Sikkim’s steep river gradients make it ideal for hydroelectric power, and the state has aggressively pursued it, aiming to be India’s first fully organic and a power exporter. The Teesta River is now a cascade of dams. While this provides clean energy and revenue, the environmental trade-offs are severe. Altered river flows impact aquatic ecosystems downstream, and the blasting and construction for these projects further destabilize the fragile geology, exacerbating landslide risks. It is a classic modern dilemma: how to develop sustainably in an ecologically sensitive and geologically fragile zone.
Despite the geological tumult, or perhaps because of it, the region around Gangtok is a UNESCO-recognized biodiversity hotspot. The steep elevation gradients create a compressed journey from subtropical to alpine ecosystems.
Dominating the western skyline is the majestic peak of Khangchendzonga, the world’s third-highest mountain, revered as a guardian deity. Its slopes are protected within a vast biosphere reserve. This area is an ark for species like the Red Panda, the Himalayan Tahr, and countless birds and orchids. For Gangtok, this isn’t just a pretty backdrop; it’s the core of its ecological identity and a major pillar of its tourism. The push for organic farming across Sikkim, which began in 2003, is a direct attempt to protect this watershed and soil health from chemical pollution. It’s a bold, state-wide experiment in aligning human activity with mountain ecology.
Gangtok’s growth is physically constrained by its topography. There is no sprawling outward, only building upward on steep slopes or tunneling deeper. This leads to unique urban challenges: waste management on a 40-degree incline, traffic congestion on single-lane roads, and the constant pressure of tourism on a limited carrying capacity. The city’s famous cleanliness drive is a necessity, not just an aesthetic choice, to prevent waste from cascading down into the valleys and rivers below.
Gangtok’s geography is its destiny. It is a city living on a tectonic fault line, drinking from climate-threatened glaciers, thriving within a fragile ecological ark, and navigating the tightrope of modern development. Its daily life is a negotiation with immense natural forces.

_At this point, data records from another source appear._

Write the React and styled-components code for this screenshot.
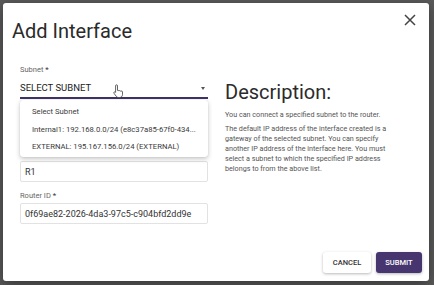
import React from "react";
import styled, { createGlobalStyle } from "styled-components";

const Global = createGlobalStyle`
  html, body { margin: 0; padding: 0; }
  body {
    width: 434px; height: 285px; overflow: hidden;
    font-family: Roboto, "Liberation Sans", sans-serif;
    background: #5a5a5a;
  }
  * { box-sizing: border-box; }
`;

const Backdrop = styled.div`
  width: 434px;
  height: 285px;
  padding: 3px 5px 4px 3px;
  display: flex;
`;

const Dialog = styled.div`
  position: relative;
  flex: 1;
  background: #fff;
  border-radius: 3px;
  box-shadow: 0 4px 14px rgba(0, 0, 0, 0.4);
  display: flex;
  flex-direction: column;
`;

const Header = styled.div`
  display: flex;
  justify-content: space-between;
  align-items: flex-start;
  padding: 16px 12px 0 9px;
`;

const Title = styled.h2`
  margin: 0;
  font-size: 20px;
  line-height: 24px;
  font-weight: 400;
  color: #2b2b2b;
`;

const CloseButton = styled.button`
  border: none;
  background: none;
  padding: 0;
  margin-top: -6px;
  width: 14px;
  height: 14px;
  display: flex;
  align-items: center;
  justify-content: center;
  cursor: pointer;
`;

const Body = styled.div`
  display: grid;
  grid-template-columns: 188px 1fr;
  column-gap: 17px;
  padding: 0 17px;
  margin-top: 22px;
`;

const FormColumn = styled.div`
  position: relative;
  display: flex;
  flex-direction: column;
`;

const Group = styled.div`
  display: flex;
  flex-direction: column;
  gap: ${(p) => (p.$tight ? "1px" : "2px")};
  margin-top: ${(p) => p.$mt || 0}px;
`;

const Label = styled.label`
  height: 10px;
  font-size: 7.5px;
  line-height: 10px;
  color: #666;
  & span { color: #333; font-size: 8px; }
`;

const Select = styled.div`
  height: 23px;
  padding: 6px 3px 0 0;
  border-bottom: 2px solid #3f3366;
  display: flex;
  justify-content: space-between;
  align-items: flex-start;
  font-size: 9.5px;
  line-height: 12px;
  color: #222;
  text-transform: uppercase;
`;

const Arrow = styled.span`
  margin-top: 5px;
  width: 0;
  height: 0;
  border-left: 2.5px solid transparent;
  border-right: 2.5px solid transparent;
  border-top: 3px solid #555;
`;

const Field = styled.div`
  height: 21px;
  border: 1px solid #e2e2e2;
  border-radius: 2px;
  padding: 0 4px;
  display: flex;
  align-items: center;
  font-size: 9px;
  color: #333;
`;

const Menu = styled.ul`
  position: absolute;
  left: 0;
  top: 35px;
  width: 188px;
  height: 57px;
  margin: 0;
  padding: 3px 0;
  list-style: none;
  background: #fff;
  border-radius: 3px;
  box-shadow: 0 2px 5px rgba(0, 0, 0, 0.22), 0 0 1px rgba(0, 0, 0, 0.2);
  z-index: 2;
`;

const MenuItem = styled.li`
  height: 17.5px;
  padding: 0 12px;
  display: flex;
  align-items: center;
  font-size: 7.7px;
  color: #3a3a3a;
  white-space: nowrap;
  overflow: hidden;
`;

const DescColumn = styled.div`
  display: flex;
  flex-direction: column;
`;

const DescTitle = styled.h3`
  margin: 15px 0 0;
  font-size: 20px;
  line-height: 24px;
  font-weight: 400;
  color: #2b2b2b;
`;

const Para = styled.p`
  margin: ${(p) => p.$mt}px 0 0;
  max-width: 175px;
  font-size: 7.2px;
  line-height: 10px;
  color: #555;
`;

const Footer = styled.div`
  margin-top: auto;
  display: flex;
  justify-content: flex-end;
  gap: 5px;
  padding: 0 7px 8px 0;
`;

const Button = styled.button`
  height: 21px;
  width: ${(p) => (p.$primary ? 46 : 48)}px;
  padding: 0;
  border: none;
  border-radius: 3px;
  font-family: Roboto, "Liberation Sans", sans-serif;
  font-size: 7.5px;
  font-weight: 500;
  background: ${(p) => (p.$primary ? "#46356f" : "#fff")};
  color: ${(p) => (p.$primary ? "#fff" : "#333")};
  box-shadow: 0 1px 3px rgba(0, 0, 0, 0.28);
`;

const Cursor = styled.svg`
  position: absolute;
  left: 110px;
  top: 81px;
  z-index: 3;
`;

export default function App() {
  return (
    <>
      <Global />
      <Backdrop>
        <Dialog>
          <Header>
            <Title>Add Interface</Title>
            <CloseButton aria-label="close">
              <svg width="12" height="12" viewBox="0 0 12 12">
                <path d="M1 1L11 11M11 1L1 11" stroke="#444" strokeWidth="1.5" />
              </svg>
            </CloseButton>
          </Header>
          <Body>
            <FormColumn>
              <Group $tight>
                <Label>
                  Subnet <span>*</span>
                </Label>
                <Select>
                  Select Subnet
                  <Arrow />
                </Select>
              </Group>
              <Group $mt={8}>
                <Label aria-label="IP Address" />
                <Field />
              </Group>
              <Group $mt={9}>
                <Label aria-label="Router Name" />
                <Field>R1</Field>
              </Group>
              <Group $mt={9}>
                <Label>
                  Router ID <span>*</span>
                </Label>
                <Field>0f69ae82-2026-4da3-97c5-c904bfd2dd9e</Field>
              </Group>
              <Menu>
                <MenuItem>Select Subnet</MenuItem>
                <MenuItem>Internal1: 192.168.0.0/24 (e8c37a85-67f0-434...</MenuItem>
                <MenuItem>EXTERNAL: 195.167.156.0/24 (EXTERNAL)</MenuItem>
              </Menu>
            </FormColumn>
            <DescColumn>
              <DescTitle>Description:</DescTitle>
              <Para $mt={6}>You can connect a specified subnet to the router.</Para>
              <Para $mt={4}>
                The default IP address of the interface created is a gateway of
                the selected subnet. You can specify another IP address of the
                interface here. You must select a subnet to which the specified IP
                address belongs to from the above list.
              </Para>
            </DescColumn>
          </Body>
          <Footer>
            <Button>CANCEL</Button>
            <Button $primary>SUBMIT</Button>
          </Footer>
          <Cursor width="11" height="14" viewBox="0 0 11 14">
            <path
              d="M3.5 0.8c.6 0 1 .4 1 1v4.6l.4-.1c.5 0 .9.3 1 .7.2-.3.5-.4.9-.4.4 0 .8.3.9.7.2-.2.5-.3.8-.3.6 0 1 .4 1 1v2.6c0 1.6-1.2 2.9-2.8 2.9H5.4c-.9 0-1.6-.4-2.1-1.1L1 9.3c-.3-.5-.2-1 .2-1.3.4-.3 1-.2 1.3.2l.1.1V1.8c0-.6.4-1 .9-1z"
              fill="#fff"
              stroke="#222"
              strokeWidth="0.7"
            />
          </Cursor>
        </Dialog>
      </Backdrop>
    </>
  );
}
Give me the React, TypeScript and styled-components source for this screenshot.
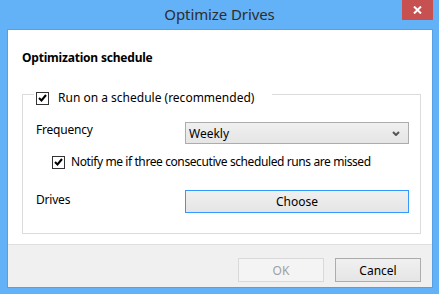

The landslides speak of instability and the urgent need for climate-adaptive infrastructure. The occasional tremor is a whisper of a catastrophic seismic event yet to come. The pristine yet vulnerable forests highlight the global crisis of biodiversity loss. The organic fields and hydroelectric dams represent the difficult choices in the quest for sustainability.
To walk through Gangtok’s bustling MG Marg, with Khangchendzonga watching over, is to stand at a crossroads. It is where ancient geological processes shape modern human anxieties, and where local solutions—from community landslide monitoring to statewide organic policies—offer insights for a world grappling with how to live in balance with a dynamic, changing planet. The story of this mountain city is, in essence, the story of the 21st century: written in rock, watered by melting ice, and hoping for a stable future on an unstable foundation.